Он обходил эту комнату. А однажды, вернувшись из музея, запер на ключ. Дверь была открыта настежь восемь лет, и за это время ее так покорежило, что над порогом, отшлифованным его подошвами, появилась широкая щель. Он вынужден был это сделать. С его стороны то был акт самозащиты – теперь уже никогда он не будет приносить туда два стакана чая или, забывшись, приготавливать любимый мамин творог с редькой, не будет вставать по ночам, чтобы погасить ночник и осторожно вынуть из маминых рук книжку, за чтением которой она заснула. Тихо снять кошку, спящую у нее на груди, или согнать собаку, пристроившуюся в изножье кровати.

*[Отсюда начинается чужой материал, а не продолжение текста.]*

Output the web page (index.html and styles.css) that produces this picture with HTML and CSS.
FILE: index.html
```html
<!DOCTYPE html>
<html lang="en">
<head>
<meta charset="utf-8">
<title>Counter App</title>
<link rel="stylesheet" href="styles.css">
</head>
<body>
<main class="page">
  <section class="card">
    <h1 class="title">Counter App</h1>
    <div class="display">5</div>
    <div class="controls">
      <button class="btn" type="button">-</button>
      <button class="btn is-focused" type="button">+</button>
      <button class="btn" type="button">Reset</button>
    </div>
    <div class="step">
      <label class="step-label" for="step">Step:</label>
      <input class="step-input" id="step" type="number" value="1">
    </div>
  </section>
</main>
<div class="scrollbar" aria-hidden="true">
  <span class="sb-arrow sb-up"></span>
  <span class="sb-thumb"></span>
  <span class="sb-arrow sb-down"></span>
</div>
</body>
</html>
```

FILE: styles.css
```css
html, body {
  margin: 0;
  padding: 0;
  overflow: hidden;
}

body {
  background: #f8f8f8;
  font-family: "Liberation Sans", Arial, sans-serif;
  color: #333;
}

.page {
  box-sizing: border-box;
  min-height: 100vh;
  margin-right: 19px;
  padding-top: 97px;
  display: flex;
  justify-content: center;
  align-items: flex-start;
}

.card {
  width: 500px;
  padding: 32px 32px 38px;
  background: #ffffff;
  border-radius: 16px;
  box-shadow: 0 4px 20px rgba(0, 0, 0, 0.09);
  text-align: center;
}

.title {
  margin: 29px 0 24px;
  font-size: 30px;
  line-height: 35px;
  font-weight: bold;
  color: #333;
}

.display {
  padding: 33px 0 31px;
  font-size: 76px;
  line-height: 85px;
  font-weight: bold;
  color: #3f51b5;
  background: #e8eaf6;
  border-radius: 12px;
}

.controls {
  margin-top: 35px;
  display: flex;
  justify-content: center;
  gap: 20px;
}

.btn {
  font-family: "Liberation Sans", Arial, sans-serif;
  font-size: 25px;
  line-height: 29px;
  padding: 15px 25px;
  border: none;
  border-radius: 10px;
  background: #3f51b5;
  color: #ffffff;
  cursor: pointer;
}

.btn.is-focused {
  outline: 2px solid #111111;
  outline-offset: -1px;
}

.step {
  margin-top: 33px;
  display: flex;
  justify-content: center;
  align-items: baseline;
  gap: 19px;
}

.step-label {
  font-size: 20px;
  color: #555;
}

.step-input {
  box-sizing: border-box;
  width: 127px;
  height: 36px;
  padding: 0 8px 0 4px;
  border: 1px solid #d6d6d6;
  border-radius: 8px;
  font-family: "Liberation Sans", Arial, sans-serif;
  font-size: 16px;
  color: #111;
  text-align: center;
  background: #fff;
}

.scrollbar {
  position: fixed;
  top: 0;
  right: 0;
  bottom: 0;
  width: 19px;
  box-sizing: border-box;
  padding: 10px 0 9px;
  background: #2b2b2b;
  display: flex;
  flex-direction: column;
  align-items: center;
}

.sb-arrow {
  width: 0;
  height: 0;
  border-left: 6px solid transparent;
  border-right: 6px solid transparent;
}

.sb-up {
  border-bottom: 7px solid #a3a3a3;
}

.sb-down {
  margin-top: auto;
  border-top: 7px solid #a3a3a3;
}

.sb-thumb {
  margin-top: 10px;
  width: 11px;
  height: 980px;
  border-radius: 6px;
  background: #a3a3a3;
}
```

Закрытая дверь в эту комнату должна была напоминать ему – во всяком случае, так ему казалось, – что мамы больше нет. И несколько недель так оно и было. Но потом, особенно вечерами, эта дверь стала напоминать уже о куда большем. О том, что там заперт смысл его жизни в течение долгих лет. Весь установленный распорядок, почти что ритуал, включающий работу и уход за матерью. Одиночество и даже мысли об одиночестве в этот ритуал не входили. Служебные обязанности в музее, уход за матерью и работа в поле – такая схема дней, месяцев, времен года не оставляла ему времени на мысли о том, что он одинок. Теперь же, заперев дверь, он разрушил эту схему и внезапно почувствовал себя покинутым, забытым, никому не нужным.

* * *

Все дни были одинаковы. Ужасающе одинаковы. Он вставал утром, одевался, затапливал печь и, не завтракая, ехал на службу в Новый Сонч. Останавливался на Львовской улице перед воротами на задах музея, вылезал из машины, открывал железные ворота, разрисованные граффити, ставил машину во дворе перед зарешеченными окнами первого этажа. По скрипучей лестнице поднимался к себе в кабинет на чердаке, из которого выходил, только если были какие-то дела в городе. В полдень, когда на башне ближнего костела ударял колокол, доставал из черной папки бутерброды с паштетом и ел, глядя на улицу перед музеем. Иногда печатал на стареньком компьютере какие-нибудь бумаги или отчеты, а иногда беседовал с пани Мирой, хранительницей музея. Это было для него особенно трудно. При ней он робел, испытывал неловкость, временами смущался – когда она во время разговора садилась с ним рядом перед компьютером и, показывая что-нибудь на экране монитора, случайно касалась его коленом или плечом. Он тут же заливался краской и старался, чтобы она не заметила его смущения. После каждого такого разговора у него в кабинете еще пару дней пахло ее духами.